Despite its name, Bolton Abbey was never technically an abbey at all. It was founded in 1154 as a priory of Augustinian canons, a different religious order from the Cistercians of Fountains, Rievaulx and Jervaulx, and was originally established a few miles away at Embsay before moving to its current beautiful position beside the River Wharfe shortly afterwards, on land gifted by the powerful de Romille family.

The priory thrived for nearly four centuries on the rich farmland of Wharfedale, its canons living a less austere life than the Cistercians while still running substantial estates. When the Dissolution reached Bolton in 1539, something unusual happened: the local community had already been using the priory's nave as their parish church, and rather than letting the whole building fall into ruin, they were permitted to keep that section in use.

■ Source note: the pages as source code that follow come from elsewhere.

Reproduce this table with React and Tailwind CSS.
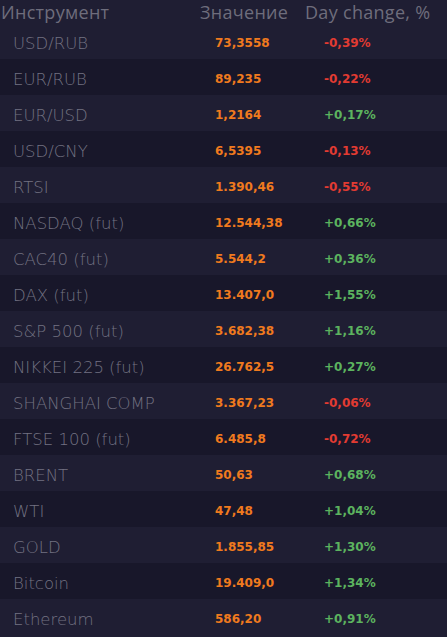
import React from "react";

const rows = [
  ["USD/RUB", "73,3558", "-0,39%"],
  ["EUR/RUB", "89,235", "-0,22%"],
  ["EUR/USD", "1,2164", "+0,17%"],
  ["USD/CNY", "6,5395", "-0,13%"],
  ["RTSI", "1.390,46", "-0,55%"],
  ["NASDAQ (fut)", "12.544,38", "+0,66%"],
  ["CAC40 (fut)", "5.544,2", "+0,36%"],
  ["DAX (fut)", "13.407,0", "+1,55%"],
  ["S&P 500 (fut)", "3.682,38", "+1,16%"],
  ["NIKKEI 225 (fut)", "26.762,5", "+0,27%"],
  ["SHANGHAI COMP", "3.367,23", "-0,06%"],
  ["FTSE 100 (fut)", "6.485,8", "-0,72%"],
  ["BRENT", "50,63", "+0,68%"],
  ["WTI", "47,48", "+1,04%"],
  ["GOLD", "1.855,85", "+1,30%"],
  ["Bitcoin", "19.409,0", "+1,34%"],
  ["Ethereum", "586,20", "+0,91%"],
];

export default function App() {
  return (
    <div className="w-[447px] h-[637px] bg-[#1f1e33] overflow-hidden">
      <div className="flex h-[23px] items-center text-[18px] text-[#6e6d7c] font-['Open_Sans',sans-serif] leading-none tracking-[0.3px]">
        <div className="w-[200px] pl-[1px]">Инструмент</div>
        <div className="w-[105px]">Значение</div>
        <div>Day change, %</div>
      </div>
      {rows.map(([name, val, ch], i) => (
        <div
          key={name}
          className={`flex h-[36px] items-center pt-[6px] ${i % 2 === 0 ? "bg-[#1f1e33]" : "bg-[#18172a]"}`}
        >
          <div className="w-[215px] pl-[13px] text-[16.5px] font-extralight text-[#737282] font-['DejaVu_Sans',sans-serif] leading-none">
            {name}
          </div>
          <div className="w-[109px] text-[12px] font-bold text-[#f07a1e] font-['DejaVu_Sans',sans-serif] leading-none -mt-[2px]">
            {val}
          </div>
          <div
            className={`text-[12px] font-bold font-['DejaVu_Sans',sans-serif] leading-none -mt-[2px] ${
              ch.startsWith("-") ? "text-[#e23b32]" : "text-[#5cb35f]"
            }`}
          >
            {ch}
          </div>
        </div>
      ))}
    </div>
  );
}
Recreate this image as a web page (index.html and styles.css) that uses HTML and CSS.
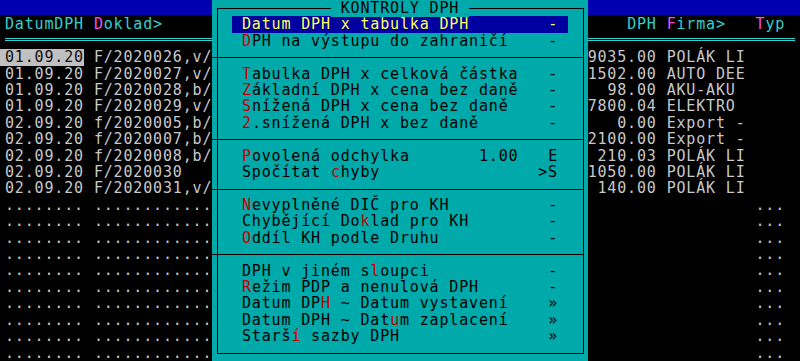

It remains a working parish church today, while the rest of the priory buildings, the chancel, the cloisters and the monastic quarters, were stripped and left as the ruins visitors see now.

After the Dissolution the estate passed through the Clifford family before eventually coming to the Cavendish family, the Dukes of Devonshire, who still own and manage the Bolton Abbey estate today, more than four hundred years later. That long continuity of ownership is part of why the estate feels so well kept, with miles of waymarked walks, stepping stones across the Wharfe, and the notorious Strid, a narrow, violently fast stretch of the river that has claimed lives over the centuries and become a dark local legend in its own right.

The dramatic scenery around Bolton Abbey also drew the attention of Romantic-era artists and writers. J.M.W. Turner painted the priory ruins more than once, and William Wordsworth used the legend of the Strid and the "White Doe" of nearby Rylstone as the basis for one of his narrative poems, helping cement Bolton Abbey's reputation as one of the most romantic ruined sites in Yorkshire.